Escreveu a medo em tais assuntos, e só direi, que assim como eu tantas vezes ponho o ramo numa parte, para vender o vinho em outra, assim também a Diplomacia moderna está fazendo todos os dias outro tanto, e mais de uma vez porá, verbigratia, o ramo no Tejo, para vender o seu vinho nas margens do Vistula, ou do Neva... Se a uma formiga em literatura, e a um ninguém, a um zero em altas políticas fosse lícito fazer uma pergunta não às Testas Coroadas, porém aos seus Ministros, eu a formaria desta sorte. Qual é a razão, porque se os Franceses querem outro Rei, se defere imediatamente à vontade dos Franceses? Talvez me respondam, porque os Franceses são um Povo grande, rico, e poderoso, e não temos forças bastantes para lhes darmos regras e leis... E se eu replicar; mas que diremos dos Belgas? Acaso serão eles tão grandes como os Franceses? É natural, que me respondessem, que têm aprovado esta revolução por evitarem guerras, que poderiam envolver toda a Europa. Bem está; mas permitam os mui altos e magníficos Senhores, que eu lhes proponha humildemente o caso de Portugal. A maioria da Nação quer o Senhor D. Miguel I, e não quer outro. Seremos nós inferiores aos Belgas, e aos Gregos?
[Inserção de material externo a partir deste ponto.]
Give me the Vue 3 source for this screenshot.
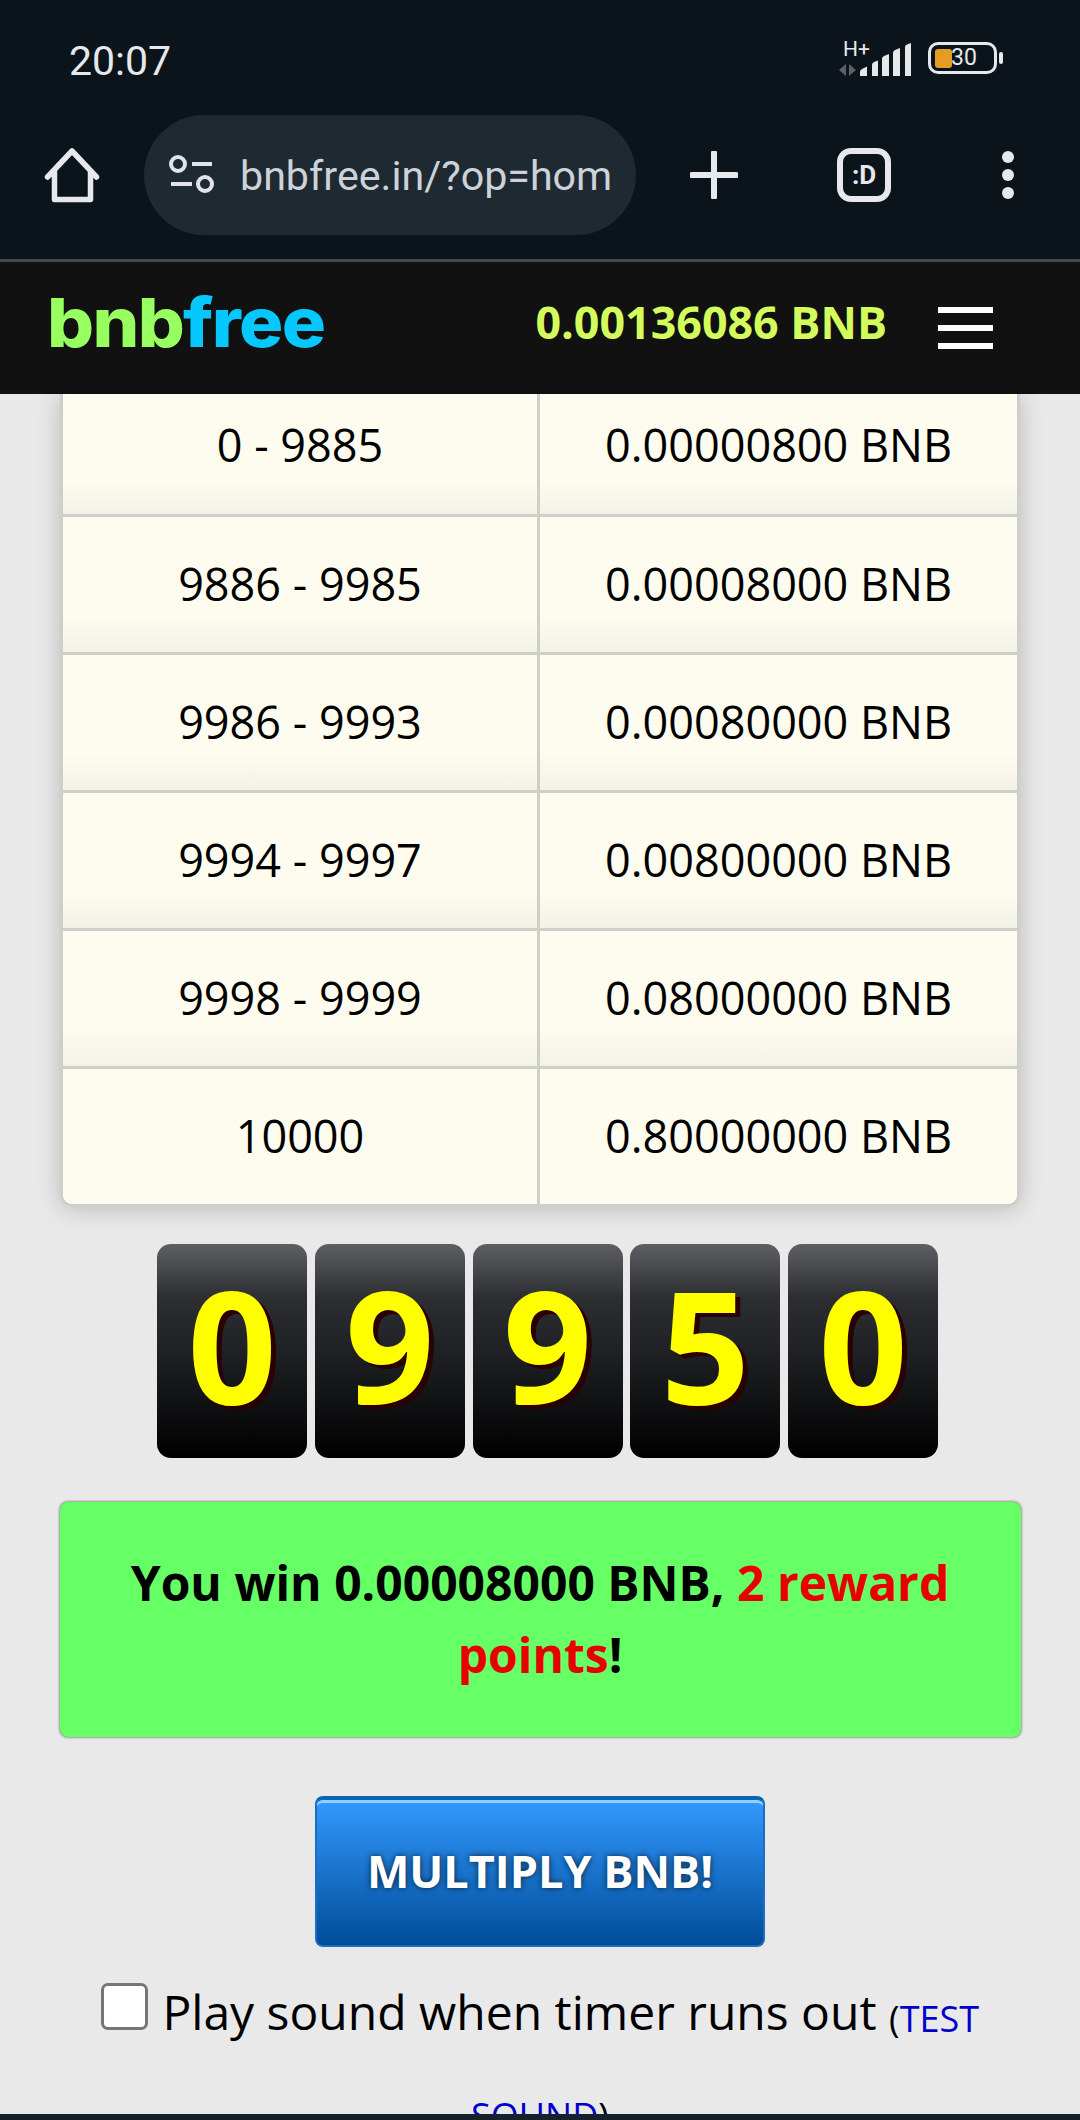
<script setup>
const rows = [
  ['0 - 9885', '0.00000800 BNB'],
  ['9886 - 9985', '0.00008000 BNB'],
  ['9986 - 9993', '0.00080000 BNB'],
  ['9994 - 9997', '0.00800000 BNB'],
  ['9998 - 9999', '0.08000000 BNB'],
  ['10000', '0.80000000 BNB'],
]
const digits = ['0', '9', '9', '5', '0']
</script>

<template>
  <div class="screen">
    <div class="chrome">
      <div class="status">
        <span class="time">20:07</span>
        <div class="status-right">
          <svg class="signal" width="73" height="38" viewBox="0 0 73 38">
            <text x="4" y="17" class="hplus">H+</text>
            <path d="M7 25v12l-7-6zM10 25l7 6-7 6z" fill="#5b6166"/>
            <path d="M21 37v-4q0-2 2-3l5-2.500V37zM33 37V26q0-2 2-3l4-1.500V37zM43 37V20q0-2 2-3l5-2v22zM54 37V14q0-2 2-3l5-2v28zM66 37V8q0-2 2-2.500L72 4v33z" fill="#e6e8ea"/>
          </svg>
          <div class="battery">
            <div class="battery-body">
              <span class="battery-fill"></span>
              <span class="battery-num">30</span>
            </div>
            <span class="battery-tip"></span>
          </div>
        </div>
      </div>
      <div class="toolbar">
        <svg class="home" width="56" height="56" viewBox="0 0 56 56">
          <path d="M3.500 30L28 4l24.500 26M10.500 25v27.500h36V25" fill="none" stroke="#e6e8ec" stroke-width="5.500" stroke-linecap="round" stroke-linejoin="round"/>
        </svg>
        <div class="url">
          <svg width="46" height="40" viewBox="0 0 46 40">
            <circle cx="9" cy="9" r="7" fill="none" stroke="#e0e3e8" stroke-width="4"/>
            <path d="M23 9h20M2 29h21" stroke="#e0e3e8" stroke-width="4"/>
            <circle cx="36" cy="29" r="7" fill="none" stroke="#e0e3e8" stroke-width="4"/>
          </svg>
          <span class="url-text">bnbfree.in/?op=hom</span>
        </div>
        <svg class="plus" width="48" height="48" viewBox="0 0 48 48">
          <path d="M24 2v44M2 24h44" stroke="#e6e8ec" stroke-width="6" stroke-linecap="round"/>
        </svg>
        <div class="tabs">:D</div>
        <div class="menu-dots"><i></i><i></i><i></i></div>
      </div>
    </div>

    <header class="site-head">
      <div class="logo"><span class="logo-a">bnb</span><span class="logo-b">free</span></div>
      <div class="balance">0.00136086 BNB</div>
      <div class="burger"><i></i><i></i><i></i></div>
    </header>

    <main class="page">
      <div class="table">
        <div v-for="(r, i) in rows" :key="i" class="row">
          <div class="cell">{{ r[0] }}</div>
          <div class="cell">{{ r[1] }}</div>
        </div>
      </div>

      <div class="digits">
        <div v-for="(d, i) in digits" :key="i" class="digit">{{ d }}</div>
      </div>

      <div class="win">
        You win 0.00008000 BNB, <span class="red">2 reward points</span>!
      </div>

      <button class="multiply">MULTIPLY BNB!</button>

      <div class="sound">
        <span class="box"></span> Play sound when timer runs out <small>(<a>TEST SOUND</a>)</small>
      </div>
    </main>

    <div class="bottom-bar"></div>
  </div>
</template>

<style>
html, body { margin: 0; padding: 0; }
</style>

<style scoped>
.screen {
  width: 1080px;
  height: 2120px;
  position: relative;
  overflow: hidden;
  display: flex;
  flex-direction: column;
  background: #e9e9ea;
  font-family: "Open Sans", sans-serif;
}
.chrome {
  background: #0c141b;
  height: 259px;
  flex: none;
  border-bottom: 3px solid #44494e;
}
.status {
  height: 115px;
  display: flex;
  align-items: center;
  justify-content: space-between;
  padding: 6px 77px 0 69px;
  box-sizing: border-box;
}
.time {
  font-family: Roboto, sans-serif;
  font-size: 41px;
  color: #e6e8ec;
}
.status-right { display: flex; align-items: center; gap: 16px; margin-top: -6px; }
.signal { display: block; }
.hplus { font: 21px Roboto, sans-serif; fill: #e6e8ec; }
.battery { display: flex; align-items: center; gap: 2px; }
.battery-body {
  width: 69px;
  height: 32px;
  box-sizing: border-box;
  border: 3px solid #e6e8ec;
  border-radius: 10px;
  position: relative;
  display: flex;
  align-items: center;
  padding-left: 20px;
}
.battery-fill {
  position: absolute;
  left: 4px;
  top: 4px;
  width: 17px;
  height: 19px;
  background: #e49c22;
  border-radius: 3px;
}
.battery-num {
  position: relative;
  font: 23px/1 Roboto, sans-serif;
  color: #e6e8ec;
}
.battery-tip { width: 4px; height: 12px; background: #e6e8ec; border-radius: 2px; }
.toolbar {
  display: flex;
  align-items: center;
  height: 120px;
  padding-left: 44px;
}
.home { flex: none; }
.url {
  margin-left: 44px;
  width: 492px;
  height: 120px;
  background: #1e2932;
  border-radius: 60px;
  flex: none;
  display: flex;
  align-items: center;
  gap: 25px;
  padding-left: 25px;
  box-sizing: border-box;
  overflow: hidden;
}
.url svg { flex: none; }
.url-text {
  font-family: Roboto, sans-serif;
  font-size: 41.200px;
  color: #cdd2d8;
  white-space: nowrap;
  padding-top: 2px;
}
.plus { margin-left: 54px; flex: none; }
.tabs {
  margin-left: 99px;
  width: 54px;
  height: 54px;
  box-sizing: border-box;
  border: 6px solid #e6e8ec;
  border-radius: 14px;
  color: #e6e8ec;
  font: 700 26px/42px Roboto, sans-serif;
  text-align: center;
  flex: none;
}
.menu-dots {
  margin-left: 111px;
  display: flex;
  flex-direction: column;
  gap: 6px;
}
.menu-dots i { width: 12px; height: 12px; background: #e6e8ec; border-radius: 50%; display: block; }

.site-head {
  height: 132px;
  flex: none;
  background: #111;
  display: flex;
  align-items: center;
  padding: 0 87px 0 47px;
}
.logo {
  font-family: Inter, sans-serif;
  font-weight: 800;
  font-size: 68px;
  letter-spacing: -1.500px;
  line-height: 1;
  margin-top: -12px;
  transform: scaleX(1.085);
  transform-origin: left center;
}
.logo-a { color: #97ff5f; }
.logo-b { color: #06c8ff; }
.balance {
  margin-left: auto;
  color: #d4fb5c;
  font-size: 44.800px;
  font-weight: 700;
  margin-top: -14px;
}
.burger {
  margin-left: 51px;
  width: 55px;
  display: flex;
  flex-direction: column;
  gap: 12px;
}
.burger i { display: block; height: 6px; background: #fff; }

.page {
  flex: 1;
  min-height: 0;
  display: flex;
  flex-direction: column;
  align-items: center;
}
.table {
  width: 960px;
  flex: none;
  border-radius: 0 0 12px 12px;
  box-shadow: 0 2px 24px rgba(0, 0, 0, 0.2);
  border: 3px solid #cfcfca;
  border-top: 0;
  overflow: hidden;
  box-sizing: border-box;
}
.row {
  display: grid;
  grid-template-columns: 477px 477px;
  height: 138px;
  border-bottom: 3px solid #cfcfca;
  box-sizing: border-box;
}
.row:first-child { height: 123px; }
.row:last-child { border-bottom: 0; height: 135px; }
.cell {
  display: flex;
  align-items: center;
  justify-content: center;
  font-size: 45px;
  color: #000;
  padding-bottom: 2px;
  background: linear-gradient(#fefcee 72%, #f3f2e8);
}
.row:first-child .cell { padding-bottom: 19px; }
.row:last-child .cell { background: #fefcee; }
.cell:first-child { border-right: 3px solid #cfcfca; }
.digits {
  display: flex;
  gap: 7.750px;
  margin: 37px 0 0 15px;
  flex: none;
}
.digit {
  width: 150px;
  height: 214px;
  border-radius: 14px;
  background: linear-gradient(#5d5f63, #2c2e32 25%, #1f2124 50%, #000);
  color: #ff0;
  font-size: 156px;
  font-weight: 700;
  line-height: 200px;
  text-align: center;
  text-shadow: 5px 4px 0 #2a0000;
}
.win {
  margin-top: 44px;
  width: 961px;
  height: 235px;
  flex: none;
  box-sizing: border-box;
  background: #66ff66;
  border-radius: 8px;
  box-shadow: 0 0 3px rgba(0, 0, 0, 0.7);
  padding: 45px 40px 0;
  text-align: center;
  font-size: 48px;
  line-height: 72px;
  font-weight: 700;
  color: #000;
}
.red { color: #e80000; }
.multiply {
  margin-top: 59px;
  width: 450px;
  height: 151px;
  flex: none;
  border-radius: 8px;
  border: 2px solid #1a6fc4;
  border-top: 4px solid #0e62b3;
  box-shadow: inset 0 3px 0 #8fd0ff;
  background: linear-gradient(#3399ff, #004c99);
  color: #fff;
  font-family: "Open Sans", sans-serif;
  font-weight: 700;
  font-size: 45px;
  padding: 0 0 4px;
  text-shadow: 0 0 6px rgba(0, 0, 0, 0.7);
}
.sound {
  margin-top: 20px;
  width: 960px;
  flex: none;
  text-align: center;
  font-size: 48px;
  line-height: 90px;
  color: #000;
}
.box {
  display: inline-block;
  width: 47px;
  height: 47px;
  box-sizing: border-box;
  background: #fff;
  border: 3px solid #767676;
  border-radius: 7px;
  margin-right: 2px;
  vertical-align: 0;
}
.sound small { font-size: 36px; vertical-align: -2px; }
.sound a { color: #0000cc; }
.bottom-bar {
  position: absolute;
  left: 0;
  right: 0;
  bottom: 0;
  height: 6px;
  background: #17212b;
}
</style>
O tempo mostrará, que lhes somos infinitamente superiores; e se julgam conquistar sem guerra, e só com um feixe de Notas Diplomáticas a Nação Portuguesa, saibam de uma vez, que a nação Portuguesa, que já assombrou a Europa, com a importância e variedade de suas descobertas, e com a superioridade de sua marinha, e com o valor de suas tropas, fará pagar bem cara a insolência e ousadia, com que lhe queiram meter em casa uma Senhora, na qual não vê, nem pode ver outra coisa, senão um simples autómato da Pedreirada, e que forçosamente desapareceria da cena, logo que parecesse aos Mações figura inútil, e escusada.